У входа — тоже привычная картина — большая группа людей ждет своей очереди на экскурсию. Собравшиеся здесь... как бы это поделикатнее выразиться... на вид вроде бы из низов народа. Одеты довольно опрятно, в белые рубахи, но большинство из них босиком. Я разглядываю их, они, посмеиваясь, разглядывают меня. Затем какая-то босая девушка встает, прижимает к груди фотоаппарат и снимает меня, усталого, тупо пялящегося на них; должно быть, я тоже кажусь им неким диковинным, экзотическим существом.
В ресторане играет рояль; моя дотошность, судя по всему, грозит перейти в манию: я тотчас норовлю изучить инструмент. На нем золотыми буквами написано: «Музтрест» — стало быть, рояль советского производства.
Над городом беспощадно лютует солнце, улицы точно вымерли. Я поднимаюсь к себе в номер. Прямо напротив гостиницы торчит самый убогий и запущенный дом во всем Днепрогэсе: ступеньки выщерблены, стены кое-где забыли побелить, даже одного балкона не хватает.

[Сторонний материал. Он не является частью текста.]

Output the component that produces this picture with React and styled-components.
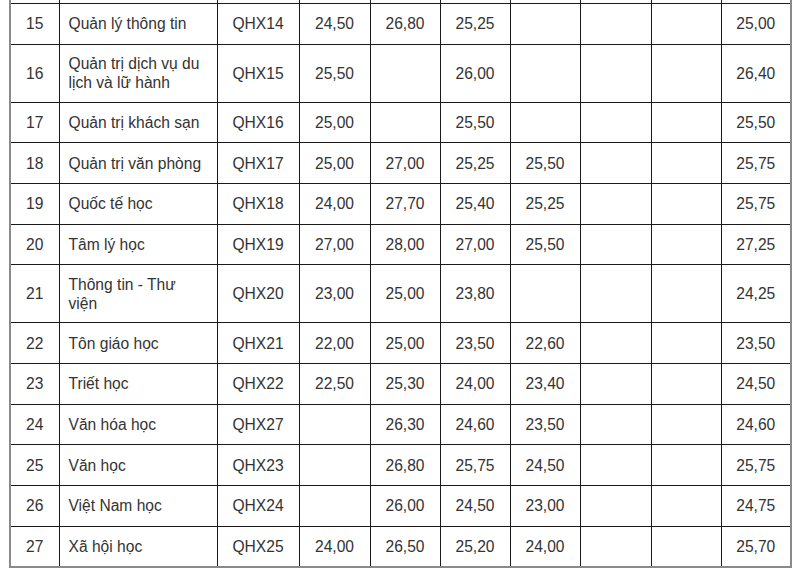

Такое впечатление, будто его нарочно выставили здесь — напоказ иностранцам.
Под вечер я решаю пройтись по городу — просто так, без всякой цели, ну а заодно и взглянуть, каково живется людям здесь, у подножия сотворенных ими гигантов. Оказывается, здесь, как и повсюду, невероятное количество детей; при каждом ребенке состоит мамаша, которая поминутно целует своего отпрыска. Сдержанные мужчины, шумные компании молодежи. Девушки-работницы держатся кучками, вокруг них увиваются молодые солдатики. Среди бойцов то тут, то там мелькают командиры — младшие чины; эти тоже норовят покрасоваться. Витрины магазинов сплошь завалены товарами крайне низкого качества. На Западе такие одежки нацепил бы на себя разве что рабочий люд победнее. Афишные тумбы оклеены кричащими плакатами, зазывающими всех без исключения посмотреть цирковое представление гастролирующих всемирно известных воздушных гимнастов.
Затем мы решили искупаться в Днепре. Здесь я имел возможность лишний раз убедиться, что молодые мужчины, как правило, крепкого, мускулистого сложения. Женщины несколько полноваты, в духе представлений о телесной красоте, бытовавших в начале века.